Tools for learning disability identification

CDC develops scientific tools

August 22, 2019 07:24 pm | Updated August 23, 2019 08:14 am IST - Thiruvananthapuram

Scientific tools are set to be used for identification of learning disabilities in students in State schools.

The tools will help in early identification of learning disability so that necessary support can be extended to help them cope with the issues better. They are also expected to curb the widespread misuse of special facilities given to differently abled students for examinations.

The Child Development Centre (CDC) of Government Medical College Hospital here, under the aegis of Samagra Shiksha, Kerala, and the Social Justice Department, has developed the tools for identifying learning difficulties such as dyslexia, dysgraphia, and dyscalculia. These manifest as problems with listening, speaking, reading, writing, reasoning, or mathematical abilities.


Till recently, disability certificate for candidates was obtained just before the SSLC examinations. There had been a shark spike in the number of applications claiming benefits such as grace marks, scribe support, and extra time during examinations.

Elaborating on the problem, Samagra Shiksha, Kerala, project director A.P. Kuttykrishnan said learning disability identification was largely seen from the exam point of view in schools. Moreover, this was not scientifically done.

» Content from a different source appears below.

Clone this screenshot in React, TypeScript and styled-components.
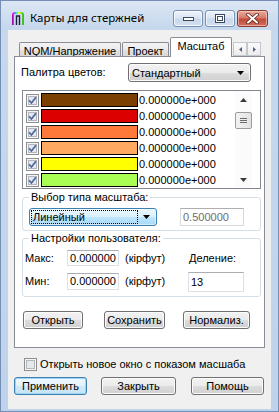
import React from 'react';
import styled, { createGlobalStyle } from 'styled-components';

const Global = createGlobalStyle`
  html, body { margin: 0; padding: 0; background: #ffffff; }
  body { font-family: "Liberation Sans", Arial, sans-serif; font-size: 11px; color: #000; }
  * { box-sizing: border-box; }
`;

const Window = styled.div`
  width: 279px;
  height: 412px;
  display: flex;
  flex-direction: column;
  background: linear-gradient(#dce7f4 0px, #c6d8ed 28px, #bed3eb 100%);
  box-shadow: inset 0 0 0 1px #7590b4;
`;

const TitleBar = styled.div`
  height: 30px;
  flex: none;
  display: flex;
  align-items: center;
  padding: 6px 11px 0 12px;
`;

const Title = styled.span`
  margin-left: 6px;
  font-family: "Noto Sans", "Open Sans", sans-serif;
  font-size: 11.5px;
  line-height: 14px;
  color: #000;
`;

const CaptionButtons = styled.div`
  margin-left: auto;
  align-self: flex-start;
  margin-top: 4px;
  display: flex;
  gap: 2px;
`;

const CaptionButton = styled.div<{ $close?: boolean; $w: number }>`
  width: ${p => p.$w}px;
  height: 17px;
  border-radius: 3px;
  display: flex;
  align-items: center;
  justify-content: center;
  border: 1px solid ${p => (p.$close ? '#8a3b2f' : '#7891b2')};
  background: ${p =>
    p.$close
      ? 'linear-gradient(#e8ab9c 0%, #d77b6b 45%, #c24a3b 55%, #d0705f 100%)'
      : 'linear-gradient(#eef3fa 0%, #dbe5f2 45%, #c9d8eb 55%, #d3e0f0 100%)'};
  box-shadow: inset 0 0 0 1px ${p => (p.$close ? 'rgba(255,210,200,0.6)' : 'rgba(255,255,255,0.7)')};
`;

const Client = styled.div`
  flex: 1;
  margin: 0 8px 3px 8px;
  background: #f0f0f0;
  padding: 7px 7px 0 6px;
  display: flex;
  flex-direction: column;
`;

const TabStrip = styled.div`
  height: 20px;
  display: flex;
  align-items: flex-end;
  padding-left: 5px;
  position: relative;
`;

const Tab = styled.div<{ $active?: boolean; $w: number }>`
  width: ${p => p.$w}px;
  height: ${p => (p.$active ? 20 : 15)}px;
  margin-right: ${p => (p.$active ? 0 : 1)}px;
  border: 1px solid #898c95;
  border-bottom: none;
  border-radius: 2px 2px 0 0;
  padding-top: 2px;
  text-align: center;
  line-height: 12px;
  white-space: nowrap;
  background: ${p =>
    p.$active ? '#ffffff' : 'linear-gradient(#f3f3f3 0%, #ebebeb 50%, #e1e1e1 51%, #d8d8d8 100%)'};
  position: relative;
  z-index: ${p => (p.$active ? 2 : 0)};
`;

const TabScroll = styled.div`
  align-self: flex-start;
  margin-top: 5px;
  margin-left: 1px;
  display: flex;
`;

const TabScrollBtn = styled.div`
  width: 14px;
  height: 14px;
  border: 1px solid #c3c8d0;
  background: linear-gradient(#fbfbfb, #ececec);
  display: flex;
  align-items: center;
  justify-content: center;
`;

const Panel = styled.div`
  width: 251px;
  height: 292px;
  margin-top: -1px;
  border: 1px solid #898c95;
  background: #ffffff;
  display: flex;
  flex-direction: column;
  position: relative;
  z-index: 1;
`;

const PaletteRow = styled.div`
  margin-top: 6px;
  height: 19px;
  padding: 0 13px 0 6px;
  display: flex;
  align-items: center;
  justify-content: space-between;
`;

const Text = styled.span<{ $gray?: boolean }>`
  line-height: 13px;
  white-space: nowrap;
  color: ${p => (p.$gray ? '#6d6d6d' : '#000')};
`;

const Combo = styled.div<{ $focused?: boolean; $w: number; $h: number }>`
  width: ${p => p.$w}px;
  height: ${p => p.$h}px;
  border: 1px solid ${p => (p.$focused ? '#3c7fb1' : '#707070')};
  border-radius: 3px;
  display: flex;
  align-items: center;
  padding: 0 6px 0 2px;
  background: ${p =>
    p.$focused
      ? 'linear-gradient(#eaf6fd 0%, #d9f0fc 50%, #bee6fd 51%, #a7d9f5 100%)'
      : 'linear-gradient(#f2f2f2 0%, #ebebeb 50%, #dddddd 51%, #cfcfcf 100%)'};
  box-shadow: inset 0 0 0 1px ${p => (p.$focused ? 'rgba(255,255,255,0.5)' : '#fcfcfc')};
`;

const ComboText = styled.span<{ $focusRing?: boolean }>`
  flex: 1;
  line-height: 12px;
  padding: 0 1px;
  margin-right: 6px;
  outline: ${p => (p.$focusRing ? '1px dotted #000' : 'none')};
  white-space: nowrap;
`;

const ListBox = styled.div`
  margin: 8px 0 0 7px;
  width: 239px;
  height: 99px;
  border: 1px solid #828790;
  display: flex;
  background: #fff;
`;

const ListRows = styled.div`
  flex: 1;
  padding: 1px 0 0 3px;
  overflow: hidden;
`;

const ListRow = styled.div`
  height: 16px;
  display: flex;
  align-items: center;
`;

const Swatch = styled.div`
  width: 97px;
  height: 14px;
  margin-left: 2px;
  border: 1px solid #000;
`;

const Value = styled.span`
  padding-left: 1px;
  line-height: 13px;
  white-space: nowrap;
`;

const ScrollBar = styled.div`
  width: 17px;
  margin-right: 8px;
  display: flex;
  flex-direction: column;
  background: #fbfbfb;
`;

const ScrollArrow = styled.div`
  height: 17px;
  display: flex;
  align-items: center;
  justify-content: center;
`;

const Thumb = styled.div`
  margin-top: 4px;
  height: 17px;
  border: 1px solid #9c9c9c;
  border-radius: 2px;
  background: linear-gradient(90deg, #f3f3f3, #e2e2e2);
  display: flex;
  align-items: center;
  justify-content: center;
`;

const Spacer = styled.div`
  flex: 1;
`;

const Group = styled.fieldset<{ $mt: number }>`
  margin: ${p => p.$mt}px 0 0 7px;
  width: 239px;
  border: 1px solid #d5dfe5;
  border-radius: 3px;
  padding: 0;
  min-width: 0;
`;

const Legend = styled.legend`
  margin-left: 6px;
  padding: 0 2px;
  line-height: 13px;
  font-size: 11px;
`;

const ScaleRow = styled.div`
  display: flex;
  align-items: center;
  padding: 4px 0 4px 6px;
`;

const Edit = styled.div<{ $w: number; $h: number; $disabled?: boolean }>`
  width: ${p => p.$w}px;
  height: ${p => p.$h}px;
  border: 1px solid ${p => (p.$disabled ? '#d9d9d9' : '#dbdfe6')};
  border-top-color: ${p => (p.$disabled ? '#afafaf' : '#abadb3')};
  background: #fff;
  display: flex;
  align-items: center;
  padding-left: 2px;
  line-height: 13px;
  color: ${p => (p.$disabled ? '#6d6d6d' : '#000')};
  white-space: nowrap;
  overflow: hidden;
`;

const UserBody = styled.div`
  display: flex;
  padding: 5px 16px 4px 2px;
`;

const Column = styled.div<{ $right?: boolean }>`
  display: flex;
  flex-direction: column;
  gap: 7px;
  margin-left: ${p => (p.$right ? 'auto' : '0')};
`;

const FieldRow = styled.div`
  display: flex;
  align-items: center;
`;

const FieldLabel = styled.span`
  width: 42px;
  line-height: 13px;
`;

const Unit = styled.span`
  margin-left: 6px;
  line-height: 13px;
`;

const DivLabel = styled.span`
  padding: 2px 0 0 1px;
  line-height: 13px;
`;

const ButtonRow = styled.div`
  display: flex;
  margin-top: 14px;
  padding-left: 8px;
`;

const Button = styled.div<{ $w: number; $gap?: number; $default?: boolean }>`
  width: ${p => p.$w}px;
  height: 18px;
  margin-right: ${p => p.$gap ?? 0}px;
  border: 1px solid ${p => (p.$default ? '#3c7fb1' : '#707070')};
  border-radius: 3px;
  display: flex;
  align-items: center;
  justify-content: center;
  line-height: 13px;
  white-space: nowrap;
  background: ${p =>
    p.$default
      ? 'linear-gradient(#eef7fd 0%, #e2f2fc 50%, #cfe9f9 51%, #c6e4f6 100%)'
      : 'linear-gradient(#f2f2f2 0%, #ebebeb 50%, #dddddd 51%, #cfcfcf 100%)'};
  box-shadow: inset 0 0 0 1px ${p => (p.$default ? '#9fd6f3' : '#fcfcfc')};
`;

const CheckRow = styled.div`
  margin-top: 10px;
  padding-left: 10px;
  display: flex;
  align-items: center;
  gap: 3px;
`;

const DialogButtons = styled.div`
  margin-top: 6px;
  display: flex;
`;

const AppIcon = () => (
  <svg width="12" height="13" viewBox="0 0 12 13">
    <defs>
      <linearGradient id="appg" x1="0" y1="0" x2="1" y2="0">
        <stop offset="0" stopColor="#ff00ff" />
        <stop offset="0.3" stopColor="#00e0ff" />
        <stop offset="0.6" stopColor="#ffff00" />
        <stop offset="1" stopColor="#30c030" />
      </linearGradient>
    </defs>
    <path d="M1 13 V3 Q1 1 3 1 H9 Q11 1 11 3 V13" fill="none" stroke="url(#appg)" strokeWidth="2" />
    <path d="M4.5 13 V4 H7.5 V13" fill="none" stroke="#202040" strokeWidth="1.4" />
    <path d="M0 13 V3" stroke="#202040" strokeWidth="0.8" />
  </svg>
);

const CheckBox = ({ checked }: { checked: boolean }) => (
  <svg width="13" height="13" viewBox="0 0 13 13" style={{ flex: 'none' }}>
    <rect x="0.5" y="0.5" width="12" height="12" fill="#f6f6f6" stroke="#8e8f8f" />
    <rect x="2.5" y="2.5" width="8" height="8" fill="#e6e8eb" stroke="#b2b7bd" />
    {checked && <path d="M3 6.3 L5.4 9 L10 3.2" fill="none" stroke="#4a64a3" strokeWidth="1.7" />}
  </svg>
);

const DownTri = () => (
  <svg width="7" height="4" viewBox="0 0 7 4">
    <path d="M0 0 H7 L3.5 4 Z" fill="#000" />
  </svg>
);

const swatches = ['#7b3f00', '#dc0000', '#ff7a3a', '#ffaa60', '#ffff00', '#aaff55'];

export default function App() {
  return (
    <>
      <Global />
      <Window>
        <TitleBar>
          <AppIcon />
          <Title>Карты для стержней</Title>
          <CaptionButtons>
            <CaptionButton $w={30}>
              <svg width="11" height="4" viewBox="0 0 11 4">
                <rect x="0.5" y="0.5" width="10" height="3" fill="#fff" stroke="#3a4a5e" />
              </svg>
            </CaptionButton>
            <CaptionButton $w={30}>
              <svg width="10" height="9" viewBox="0 0 10 9">
                <rect x="0.5" y="0.5" width="9" height="8" fill="#fff" stroke="#3a4a5e" />
                <rect x="2.5" y="2.5" width="5" height="4" fill="none" stroke="#3a4a5e" />
              </svg>
            </CaptionButton>
            <CaptionButton $w={31} $close>
              <svg width="13" height="11" viewBox="0 0 13 11">
                <path d="M2 1.5 L11 9.5 M11 1.5 L2 9.5" stroke="#5a2018" strokeWidth="3.6" strokeLinecap="round" />
                <path d="M2 1.5 L11 9.5 M11 1.5 L2 9.5" stroke="#fff" strokeWidth="2" strokeLinecap="round" />
              </svg>
            </CaptionButton>
          </CaptionButtons>
        </TitleBar>

        <Client>
          <TabStrip>
            <Tab $w={102}>NQM/Напряжение</Tab>
            <Tab $w={47}>Проект</Tab>
            <Tab $w={62} $active>Масштаб</Tab>
            <TabScroll>
              <TabScrollBtn>
                <svg width="3" height="5" viewBox="0 0 3 5"><path d="M3 0 V5 L0 2.5 Z" fill="#51627d" /></svg>
              </TabScrollBtn>
              <TabScrollBtn>
                <svg width="3" height="5" viewBox="0 0 3 5"><path d="M0 0 V5 L3 2.5 Z" fill="#51627d" /></svg>
              </TabScrollBtn>
            </TabScroll>
          </TabStrip>

          <Panel>
            <PaletteRow>
              <Text>Палитра цветов:</Text>
              <Combo $w={123} $h={19}>
                <ComboText>Стандартный</ComboText>
                <DownTri />
              </Combo>
            </PaletteRow>

            <ListBox>
              <ListRows>
                {swatches.map(c => (
                  <ListRow key={c}>
                    <CheckBox checked />
                    <Swatch style={{ background: c }} />
                    <Value>0.000000e+000</Value>
                  </ListRow>
                ))}
              </ListRows>
              <ScrollBar>
                <ScrollArrow>
                  <svg width="7" height="4" viewBox="0 0 7 4"><path d="M0 4 H7 L3.5 0 Z" fill="#3c3c3c" /></svg>
                </ScrollArrow>
                <Thumb>
                  <svg width="7" height="7" viewBox="0 0 7 7">
                    <path d="M0 1.5 H7 M0 3.5 H7 M0 5.5 H7" stroke="#6b6b6b" strokeWidth="1" />
                  </svg>
                </Thumb>
                <Spacer />
                <ScrollArrow>
                  <svg width="7" height="4" viewBox="0 0 7 4"><path d="M0 0 H7 L3.5 4 Z" fill="#3c3c3c" /></svg>
                </ScrollArrow>
              </ScrollBar>
            </ListBox>

            <Group $mt={2}>
              <Legend>Выбор типа масштаба:</Legend>
              <ScaleRow>
                <Combo $w={128} $h={18} $focused>
                  <ComboText $focusRing>Линейный</ComboText>
                  <DownTri />
                </Combo>
                <Edit $w={64} $h={18} $disabled style={{ marginLeft: 23 }}>0.500000</Edit>
              </ScaleRow>
            </Group>

            <Group $mt={1}>
              <Legend>Настройки пользователя:</Legend>
              <UserBody>
                <Column>
                  <FieldRow>
                    <FieldLabel>Макс:</FieldLabel>
                    <Edit $w={52} $h={16}>0.000000</Edit>
                    <Unit>(кірфут)</Unit>
                  </FieldRow>
                  <FieldRow>
                    <FieldLabel>Мин:</FieldLabel>
                    <Edit $w={52} $h={17}>0.000000</Edit>
                    <Unit>(кірфут)</Unit>
                  </FieldRow>
                </Column>
                <Column $right>
                  <DivLabel>Деление:</DivLabel>
                  <Edit $w={56} $h={20}>13</Edit>
                </Column>
              </UserBody>
            </Group>

            <ButtonRow>
              <Button $w={60} $gap={21}>Открыть</Button>
              <Button $w={61} $gap={18}>Сохранить</Button>
              <Button $w={67}>Нормализ.</Button>
            </ButtonRow>
          </Panel>

          <CheckRow>
            <CheckBox checked={false} />
            <Text>Открыть новое окно с показом масшаба</Text>
          </CheckRow>

          <DialogButtons>
            <Button $w={73} $gap={14} $default>Применить</Button>
            <Button $w={75} $gap={15}>Закрыть</Button>
            <Button $w={73}>Помощь</Button>
          </DialogButtons>
        </Client>
      </Window>
    </>
  );
}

With the tools developed by the CDC, it would be possible to identify if a child has a learning disability and what kind of support was needed.

For classes 9, 10

This year, learning disability in students of classes 9 and 10 will be identified. Schoolteachers will be trained in using the tools and they will identify such issues using a rating scale for indicators. Aspects such as if a child is inattentive in class, has problem memorising things, lacks reading fluency, is poor in mathematical calculations, slow with writing and so on will be evaluated. In the case of students whom the teachers express a concern about, resource teachers will administer tests on general information and comprehension to reach an impression of the child’s intelligence.

A committee led by the Headmaster will then get in touch with the students’ parents and a medical board will certify the disabilities.

Such a screening will ensure that the benefits for differently abled children reach only the deserving students.

With extension of the initiative to the primary section next year, comprehensive development of the children through early intervention approaches will become possible, they add.